这一过程实际上包括了封装文件的解复用和音频/视频解码两个步骤，因此需要定义的结构体大致包括用于解码和解封装的部分。我们定义下面这样的一个结构体实现这个功能：

/*************************************************
Struct:         DemuxingVideoAudioContex
Description:    保存解复用器和解码器的上下文组件
*************************************************/
typedef struct
{
    AVFormatContext *fmt_ctx;
    AVCodecContext *video_dec_ctx, *audio_dec_ctx;
    AVStream *video_stream, *audio_stream;
    AVFrame *frame;
    AVPacket pkt;

    int video_stream_idx, audio_stream_idx;
    int width, height;

    uint8_t *video_dst_data[4];
    int video_dst_linesize[4];
    int video_dst_bufsize;
    enum AVPixelFormat pix_fmt;
} DemuxingVideoAudioContex;

这个结构体中的大部分数据类型我们在前面做编码/解码等功能时已经见到过，另外几个是涉及到视频文件的复用的，其中有：

AVFormatContext：用于处理音视频封装格式的上下文信息。
AVStream：表示音频或者视频流的结构。
AVPixelFormat：枚举类型，表示图像像素的格式，最常用的是AV_PIX_FMT_YUV420P

二、FFMpeg解复用-解码的过程

1、相关结构的初始化

与使用FFMpeg进行其他操作一样，首先需注册FFMpeg组件：

av_register_all();

随后，我们需要打开待处理的音视频文件。
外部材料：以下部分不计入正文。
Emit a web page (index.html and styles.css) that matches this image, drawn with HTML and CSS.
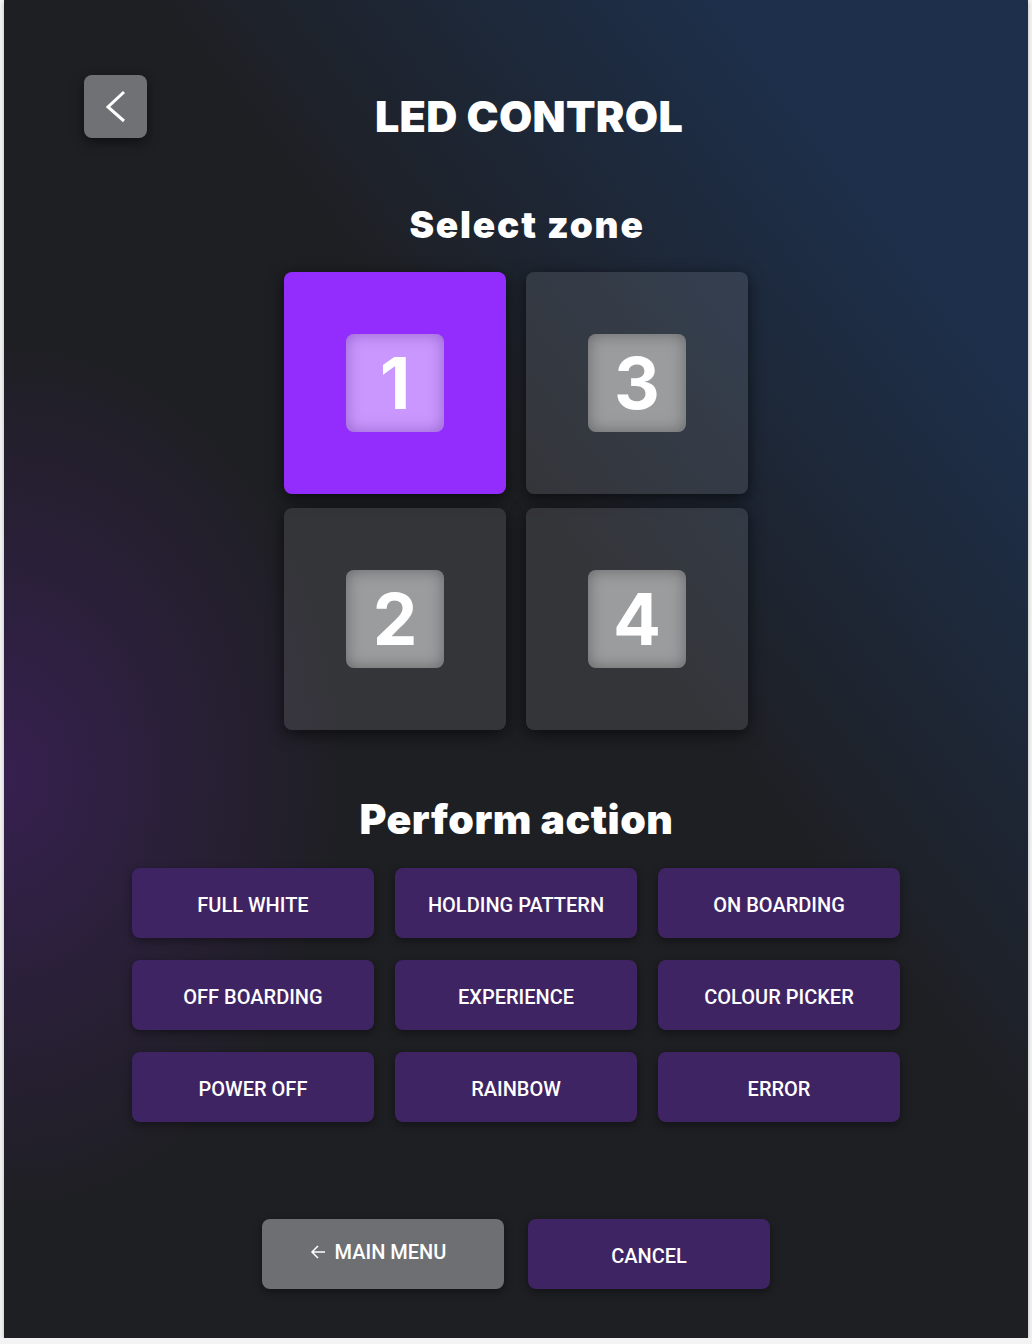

然而在此我们不使用打开文件的fopen函数，而是使用avformat_open_input函数。该函数不但会打开输入文件，而且可以根据输入文件读取相应的格式信息。该函数的声明如下：

int avformat_open_input(AVFormatContext **ps, const char *url, AVInputFormat *fmt, AVDictionary **options);

该函数的各个参数的作用为：

ps：根据输入文件接收与格式相关的句柄信息；可以指向NULL，那么AVFormatContext类型的实例将由该函数进行分配。
url：视频url或者文件路径；
fmt：强制输入格式，可设置为NULL以自动检测；
options：保存文件格式无法识别的信息；
返回值：成功返回0，失败则返回负的错误码；

该函数的调用方式为：

if (avformat_open_input(&(va_ctx.fmt_ctx), files.src_filename, NULL, NULL) < 0)
{
    fprintf(stderr, "Could not open source file %s\\n", files.src_filename);
    return -1;
}

打开文件后，调用avformat_find_stream_info函数获取文件中的流信息。该函数的声明为：

int avformat_find_stream_info(AVFormatContext *ic, AVDictionary **options)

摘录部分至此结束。